Na página 39 da citada autobiografia a Santa Flor escreve:
“Com uma índole como a minha, se fosse criada por pais carentes de virtude, ou até se fosse como Celina [sua irmã] mimada por Luísa [empregada da casa], ter-me-ia tornado bem maldosa e talvez me tivesse perdido...”. Prossegue, falando de si em terceira pessoa: “Mas Jesus olhava pela sua noivinha. Quis que tudo redundasse para o bem dela. Seus próprios defeitos, refreados a tempo, serviram-lhe para crescer na perfeição... Tendo amor-próprio e também amor do bem, tão logo comecei a pensar seriamente (o que fiz desde pequenina) bastava dizerem-me que alguma coisa não ficava bem, para que não precisasse ouvi-lo dizer duas vezes. (“...”). Não tendo em redor de mim senão bons exemplos, era natural que os quisesse seguir.”
“Tal coisa não fica bem”... Esta frase me fez refletir sobre qual sentido ela assumiria conforme procedesse de coração vocacionado a uma das quatro vocações natrais principais. Raciocinei: “Tal coisa não fica bem porque...”:
1) está errada no sentido em que não está bem explicada, em cujo caso tratar-se-ia de vocação filosófica;
2) está errada porque as demais pessoas, virtuosas, a desaprovam, o que é próprio de vocação interpersonalística;
3) está errada no sentido em que não foi bem executada, objeção própria dos de vocação científica;
4) está errada por ser feia, desconjuntada, des-embelezada, consideração própria dos de vocação artística.
Na intenção da Santa Flor, creio que dá para entender a expressão “Tal coisa não fica bem” porque é coisa feia, tão feia quanto seria uma erva daninha no jardim que ela tivesse arado e plantado! Isto porque sua vocação natural é artística. Santo Tomás de Aquino, excelência da vocação filosófica, criança ainda colocava-se a pergunta “Que é Deus?”, requerendo resposta de caráter explicativo e não estético, como as diversas referências do texto autobiográfico da santinha parecem atestar. Pois é visível que a maneira como a Santa Flor se expressa é permanentemente analógica, própria de pessoa dotada de alma poética, artística.
Em abono a esta hipótese, cito de passagem o fato de ela freqüentemente usar figuras de linguagem que mantêm a analogia da expressão com os dados dos sentidos (principalmente com a vista e, secundariamente, com o olfato) e não outras que poderiam ser analogadas com as operações do intelecto, procedimento permanente em Santo Tomás de Aquino e em Santa Tereza de Ávila, para citar dois exemplos.

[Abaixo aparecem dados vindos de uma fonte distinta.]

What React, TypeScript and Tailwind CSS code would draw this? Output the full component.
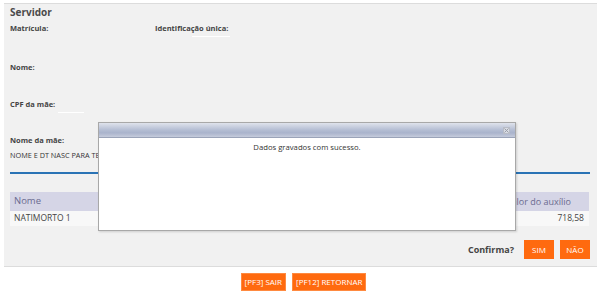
import React from "react";

export default function App() {
  const font = { fontFamily: '"Open Sans", "Noto Sans", sans-serif' };
  return (
    <div className="relative w-[601px] h-[304px] bg-white overflow-hidden" style={font}>
      <div className="mt-[3px] ml-[4px] w-[593px] h-[264px] bg-[#f1f1f1] border-t border-b border-[#dcdcdc] flex flex-col">
        <div className="px-[6px] flex flex-col">
          <div className="h-[16px] leading-[16px] text-[10px] font-bold text-[#4a4a4a]">Servidor</div>
          <div className="flex h-[18px] items-center">
            <div className="w-[145px] text-[7.5px] font-bold text-[#444]">Matrícula:</div>
            <div className="text-[7.5px] font-bold text-[#444] relative">
              Identificação única:
              <div className="absolute left-[37px] top-[13px] w-[38px] h-[1px] bg-white" />
            </div>
          </div>
          <div className="h-[21px]" />
          <div className="h-[18px] flex items-center text-[7.5px] font-bold text-[#444]">Nome:</div>
          <div className="h-[19px]" />
          <div className="h-[18px] flex items-center text-[7.5px] font-bold text-[#444] relative">
            CPF da mãe:
            <div className="absolute left-[48px] top-[16px] w-[26px] h-[1px] bg-white" />
          </div>
          <div className="h-[19px]" />
          <div className="h-[15px] flex items-center text-[7.5px] font-bold text-[#444]">Nome da mãe:</div>
          <div className="h-[15px] flex items-center text-[7.3px] text-[#333]">NOME E DT NASC PARA TESTE</div>
          <div className="mt-[9px] w-[580px] h-[2px] bg-[#2a73b5]" />
          <div className="h-[18px]" />
          <div className="w-[579px] flex flex-col">
            <div className="h-[19px] bg-[#d5d5e6] flex items-center justify-between pl-[4px] pr-[18px] text-[9px] text-[#6b6b90]">
              <span className="text-[9.5px]">Nome</span>
              <span>Valor do auxílio</span>
            </div>
            <div className="h-[15px] bg-[#f8f8f8] flex items-center justify-between pl-[4px] pr-[5px] text-[8.5px] text-[#444]">
              <span>NATIMORTO 1</span>
              <span>718,58</span>
            </div>
          </div>
          <div className="mt-[14px] w-[580px] flex items-center justify-end gap-[6px]">
            <span className="text-[9px] font-bold text-[#444] mr-[4px]">Confirma?</span>
            <button className="w-[30px] h-[19px] bg-[#ff6a0f] text-white text-[8px]">SIM</button>
            <button className="w-[30px] h-[19px] bg-[#ff6a0f] text-white text-[8px]">NÃO</button>
          </div>
        </div>
      </div>
      <div className="mt-[6px] flex justify-center gap-[6px] pl-[6px]">
        <button className="h-[18px] px-[3px] bg-[#ff6a0f] text-white text-[8px] border border-[#ff8a40]">[PF3] SAIR</button>
        <button className="h-[18px] px-[3px] bg-[#ff6a0f] text-white text-[8px] border border-[#ff8a40]">[PF12] RETORNAR</button>
      </div>

      <div className="absolute left-[98px] top-[122px] w-[418px] h-[109px] bg-white border border-[#a8a8a8] shadow-[1px_1px_2px_rgba(0,0,0,0.15)] flex flex-col">
        <div className="h-[15px] bg-[linear-gradient(#dfe3ec,#b4bdd3_50%,#a9b3cc_70%,#c5cbdb)] border-b border-[#9aa3b8] flex items-center justify-end pr-[5px]">
          <svg width="7" height="7" viewBox="0 0 7 7">
            <rect x="0.5" y="0.5" width="6" height="6" fill="#d8dbe3" stroke="#b8bcc6" />
            <path d="M1.5 1.5 L5.5 5.5 M5.5 1.5 L1.5 5.5" stroke="#9a9ea8" strokeWidth="1" />
          </svg>
        </div>
        <div className="pt-[4px] text-center text-[7.7px] text-[#333]">Dados gravados com sucesso.</div>
      </div>
    </div>
  );
}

Ela diz (p. 44) “Sinto ainda as profundas e péticas impressões que me nasciam na alma à vista dos trigais esmaltados de centáureas e flores campestres”, imagem que se multiplica de diversas maneiras no seu texto, sempre fundada no dom da visão.
Vale citar parte do conteúdo da carta de sua mãe, que a compara à sua irmã Celina:
“Minha Celininha é toda propensa à vitrtude, é o íntimo sentimento de seu ser; possui uma alma cândida e tem horror ao mal. Quanto ao pequeno azougue [a Santa Flor], não se sabe lá o que vai dar, é tão pequeno, é tão inquieto! É de uma inteligência superior à de Celina, mas bem menos acomodada e sobretudo de uma obstinação quase invencível. Quando diz ‘não’, nada pode fazê-la voltar atrás. Se a metessem o dia inteiro no porão, ali faria a dormir antes que dissesse ‘sim’...”. Ora, este tipo de atitude, teimosa, é comum em crianças com vocação de base artística: quando constroem um quadro imaginativo, sofrem mas não abrem mão de um detalhe sequer.
Prosseguirei na anotação de evidências que fundamentam a convicção de ser artística a vocação natural da Santa Flor.
Joel Nunes dos Santos, em 18 de junho de 2011.